From one high level person involved in my research to another one: "...you mentioned a concern that I share, which is adopting "bleeding edge" technologies [referring to RDF, ontologies, REST] that have not yet proven themselves (at least not in a large integrated project)."
The question is, is this a bad sign? I do feel these technologies are proven, are moving to mainstream and are not bleeding edge. I feel like these people don't really "get it" and I'm looking to work with and for people who do.
- Chris Lasher
when people don't "get it" but they get enough of it that it is a disruptive technology (a small revolution), they're afraid for their position ... hence are even more dismissive of the "it". One aspect of this is that you need to reassure people that their position is not threatened, and technology is their slave, not their master...
- General Kafka
Couple thoughts. I'd say the interwebs are pretty good proof that REST works in large projects. RDF I think will always be niche. Ontologies will only be as good as the tools that use them. Regardless, bleeding edge is where all the fun is anyway. :D
- Paul J. Davis
I would say, use it a prove that it works.
- Paulo Nuin
To echo General Kafka's thoughts, if you see 10 new technologies and claim that they'll all fail, you'll be 90% correct. Its just easier to seem smart by being a naysayer.
- Benjamin Tseng
@Paul- Agreed, REST is widely used, but even though RDF may have a small user base now the use of structured web data formats is important. There are other popular technologies like JSON, XML, databases, and more. Each will get a fraction of this larger overall pie.
- Mike Chelen
uhhhh, ontologies haven't proven themselves in a large project?! what world are we in here, exactly? google "gene ontology" for starters
- Ian Holmes
Ian, what wet lab research problems have been solved with these methods? That is, I think we struggle here against wet lab high level persons here...
- Egon Willighagen
Technologies that may be "proven" for one application may be a poor choice for other applications (think SOAP for doing a financial transaction vs requesting a large FASTA file). It's also important to be aware of the scope of each technology, e.g. is it really smarter to invent your own conventions for identifying and referencing resources on top of the "proven" XML Schema standard, vs using the less proven (though older, btw) RDF standard?
- Eric Jain
Eric, you are not comparing SOAP to RDF are you?
- Egon Willighagen
It is a very valid lab perspective - you don't use techniques you don't know work. New technology + new result = ambiguity.
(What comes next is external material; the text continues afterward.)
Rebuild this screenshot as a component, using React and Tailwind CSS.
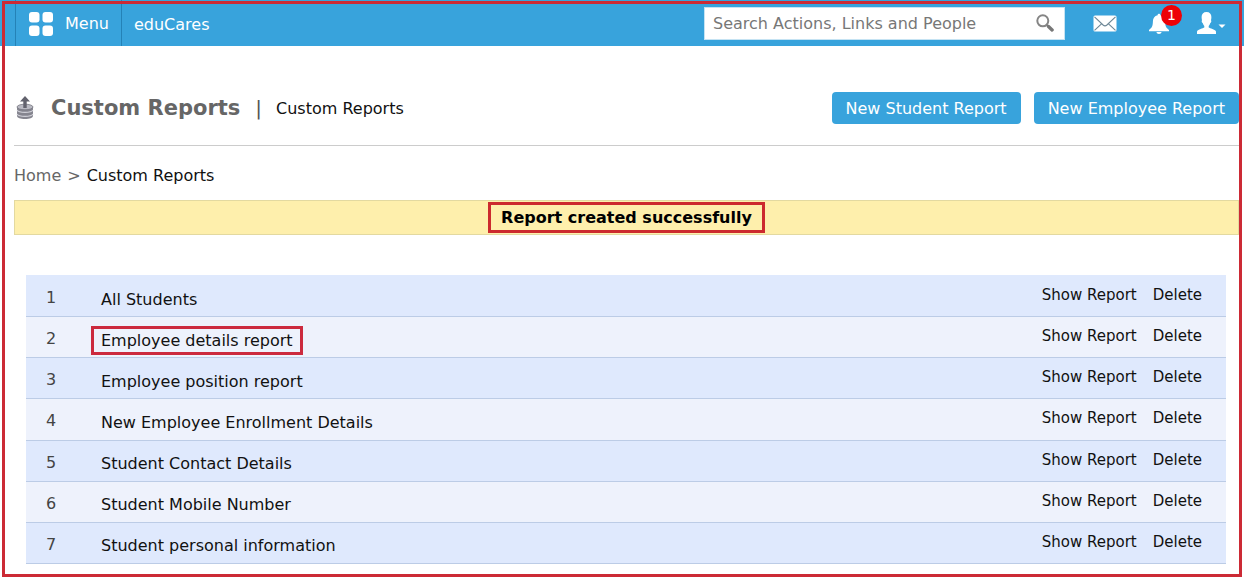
const reports = [
  { name: "All Students" },
  { name: "Employee details report", highlighted: true },
  { name: "Employee position report" },
  { name: "New Employee Enrollment Details" },
  { name: "Student Contact Details" },
  { name: "Student Mobile Number" },
  { name: "Student personal information" },
];

function MenuIcon() {
  return (
    <svg width="24" height="24" viewBox="0 0 24 24" fill="#fff" aria-hidden="true">
      <rect x="0" y="0" width="10.5" height="10.5" rx="3" />
      <rect x="13.5" y="0" width="10.5" height="10.5" rx="3" />
      <rect x="0" y="13.5" width="10.5" height="10.5" rx="3" />
      <rect x="13.5" y="13.5" width="10.5" height="10.5" rx="3" />
    </svg>
  );
}

function SearchIcon() {
  return (
    <svg width="18" height="18" viewBox="0 0 18 18" fill="none" aria-hidden="true">
      <circle cx="6.8" cy="6.8" r="5.5" stroke="#858585" strokeWidth="2" />
      <path d="M11 11l1.5 1.5" stroke="#858585" strokeWidth="2" />
      <path d="M12.5 12.5l3.6 3.4" stroke="#777" strokeWidth="3.4" strokeLinecap="round" />
    </svg>
  );
}

function MailIcon() {
  return (
    <svg width="24" height="17" viewBox="0 0 24 17" aria-hidden="true">
      <rect x="0.5" y="0.5" width="23" height="16" rx="1.5" fill="#fff" />
      <path
        d="M1.5 1.8l8.6 8.2q1.9 1.7 3.8 0l8.6-8.2M1.5 15.4l7-6.6M22.5 15.4l-7-6.6"
        fill="none"
        stroke="#6d8796"
        strokeWidth="1.1"
      />
    </svg>
  );
}

function BellIcon() {
  return (
    <svg width="20" height="21" viewBox="0 0 20 21" fill="#fff" aria-hidden="true">
      <path d="M8.6 2.2a1.4 1.4 0 0 1 2.8 0c3.2.7 4.6 3 4.7 6.3.1 4.4.8 6.3 3.9 8.4v1.3H0v-1.3c3.1-2.1 3.8-4 3.9-8.4.1-3.3 1.5-5.6 4.7-6.3z" />
      <path d="M7.3 19h5.4q-.6 2-2.7 2t-2.7-2z" />
    </svg>
  );
}

function UserIcon() {
  return (
    <svg width="29" height="22" viewBox="0 0 29 22" fill="#fff" aria-hidden="true">
      <path d="M9.5 0c3.2 0 4.9 2 4.9 5 0 1.4-.2 2.5-.4 3.3.8 1.2-.1 2.5-.8 2.9-.3 1.2-.8 2.1-1.5 2.8v1.5c1.3 1 6.3 1.7 7.1 3.6.3.7.2 1.6.2 2.9H0c0-1.3-.1-2.2.2-2.9.8-1.9 5.8-2.6 7.1-3.6V14c-.7-.7-1.2-1.6-1.5-2.8-.7-.4-1.6-1.7-.8-2.9-.2-.8-.4-1.9-.4-3.3 0-3 1.7-5 4.9-5z" />
      <path d="M21.5 12.5h7l-3.5 3.5z" />
    </svg>
  );
}

function DatabaseIcon() {
  return (
    <svg width="18" height="24" viewBox="0 0 18 24" aria-hidden="true">
      <path d="M1 11v9c0 1.7 3.6 3 8 3s8-1.3 8-3v-9z" fill="#85858f" />
      <ellipse cx="9" cy="11" rx="8" ry="2.8" fill="#b9b9c2" stroke="#777782" strokeWidth="0.8" />
      <path d="M1 14c1 1.7 4 2.4 8 2.4s7-.7 8-2.4M1 18c1 1.7 4 2.4 8 2.4s7-.7 8-2.4" fill="none" stroke="#d0d0d8" strokeWidth="1.1" />
      <path d="M9 0l5 5.5h-3.3V12H7.3V5.5H4z" fill="#62626d" />
    </svg>
  );
}

function TopBar() {
  return (
    <header className="flex h-[46px] items-stretch bg-[#38a3dc] pl-[15px] pr-[18px] text-white">
      <button type="button" className="flex items-center gap-3 border-x border-[#2482b7] pl-[13px] pr-3 pt-0.5">
        <MenuIcon />
        <span>Menu</span>
      </button>
      <a href="#home" className="flex items-center px-3 pt-1">eduCares</a>
      <div className="ml-auto flex items-center">
        <form role="search" className="flex h-[33px] w-[361px] items-center border border-[#c5e3f3] bg-white pl-2 pr-2.5">
          <input
            type="search"
            aria-label="Search Actions, Links and People"
            placeholder="Search Actions, Links and People"
            className="min-w-0 flex-1 pt-0.5 text-[#777] outline-none placeholder:text-[#777]"
          />
          <button type="submit" aria-label="Search">
            <SearchIcon />
          </button>
        </form>
        <a href="#messages" aria-label="Messages" className="ml-7">
          <MailIcon />
        </a>
        <a href="#notifications" aria-label="Notifications" className="relative ml-8">
          <BellIcon />
          <span className="absolute -top-2 left-3 flex size-[21px] items-center justify-center rounded-full bg-[#ee0006] text-sm">
            1
          </span>
        </a>
        <button type="button" aria-label="Account" className="ml-7">
          <UserIcon />
        </button>
      </div>
    </header>
  );
}

function ActionButton({ children }) {
  return (
    <button type="button" className="h-8 rounded bg-[#38a3dc] px-3.5 pt-0.5 text-white">
      {children}
    </button>
  );
}

export default function App() {
  return (
    <div className="relative bg-white pb-[15px] font-['DejaVu_Sans',sans-serif] text-base leading-5 text-[#111]">
      <TopBar />
      <main className="pl-3.5 pr-[5px]">
        <div className="flex items-center border-b border-[#ccc] pb-[21px] pt-[46px] pl-0.5">
          <DatabaseIcon />
          <h1 className="ml-[17px] text-[21px] font-bold leading-8 text-[#666]">Custom Reports</h1>
          <span className="ml-[15px] text-xl text-[#555]">|</span>
          <h2 className="ml-3.5 pt-0.5">Custom Reports</h2>
          <div className="ml-auto flex gap-[13px]">
            <ActionButton>New Student Report</ActionButton>
            <ActionButton>New Employee Report</ActionButton>
          </div>
        </div>
        <nav aria-label="Breadcrumb" className="flex gap-1.5 pb-3.5 pt-5 text-[#666]">
          <a href="#home">Home</a>
          <span>&gt;</span>
          <span className="text-[#111]">Custom Reports</span>
        </nav>
        <div role="status" className="flex items-center justify-center border border-[#e3d9a0] bg-[#feefac] py-px">
          <strong className="border-3 border-[#cc2a2e] px-2.5 pb-0.5 pt-[3px] text-black">Report created successfully</strong>
        </div>
        <div className="pl-3 pr-[13px] pt-10">
          <table className="h-[289px] w-full border-separate border-spacing-0 border-t border-[#dfe9fd]">
            <tbody>
              {reports.map((report, i) => (
                <tr key={report.name} className="odd:bg-[#dfe9fd] even:bg-[#eef2fc]">
                  <td className="w-[65px] border-b border-[#bccce6] pl-5 pt-1 text-[#444]">{i + 1}</td>
                  <td className="border-b border-[#bccce6] pt-1.5">
                    <span
                      className={
                        report.highlighted
                          ? "inline-block border-3 border-[#cc2a3e] px-[7px] pb-px pt-0.5"
                          : "inline-block px-2.5 pb-1 pt-[5px]"
                      }
                    >
                      {report.name}
                    </span>
                  </td>
                  <td className="border-b border-[#bccce6] pb-0.5 pr-6 text-right text-[15px]">
                    <a href="#show">Show Report</a>
                    <a href="#delete" className="ml-4">Delete</a>
                  </td>
                </tr>
              ))}
            </tbody>
          </table>
        </div>
      </main>
      <div className="pointer-events-none absolute bottom-0.5 left-0.5 right-0.5 top-px border-3 border-[#cc2a35]" />
    </div>
  );
}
The error here is in assuming that these techs are experimental techniques, rather than tools for doing stuff. You're not going to "prove" a biological fact with RDF. You're going to manage and analyze data, leading to hypotheses which you will test by verifying their predictions.
- Chris Cotsapas
@Egon: Comparing SOAP vs RDF wasn't the intent, but we can do that, too :-)
- Eric Jain
@Egon: OK scratch the Google search; instead, get your eminent wetlab Luddite to do a *Pubmed* search for "Gene Ontology". 2068 hits. If they plan to have their labrats use microarrays (or any other kind of high-throughput whole-genome assay, for that matter) they'll need to use computable genome annotations in order to make broad inferences about what's up- or down-regulated. And that means using a controlled vocabulary, like GO. Everyone does! Ontologies are not bleeding-edge, they're a fact of life.
- Ian Holmes
Ian, yes, I've seen plenty of those papers... it always seemed to me that ontologies are used in microarray analysis, because the data is so dirty that identifying signification up and down regulation based on the data alone (set aside the obvious genes) does not result in anything... GO then helps to reduce this error by averaging regulation for genes in the same GO branch... but really, it's microarray in action...
- Egon Willighagen
I was actually more hoping for an example to benefit of ontologies to the biologist that goes beyond fixing experimental uncertainties... where did the use of only ontologies give new scientific insight? Or, what has reasoning provided us so far?
- Egon Willighagen
@Egon I kinda liked this approach to using GO: http://tiny.cc/JgUBO Its lacking implementation wise, but the idea is sound. Something I'm planning on revisiting in the future.
- Paul J. Davis
GO isn't descriptive enough to be used for automated reasoning on its own (though you can of course do statistical inferences). So if that's your criteria for what is and what isn't an ontology, GO wouldn't be the best example. In any case ontologies (in the wider sense) make automated annotation a lot easier. So perhaps we can rephrase Egon's question to "what new (valid) scientific insights has the extra annotation coverage provided us so far"?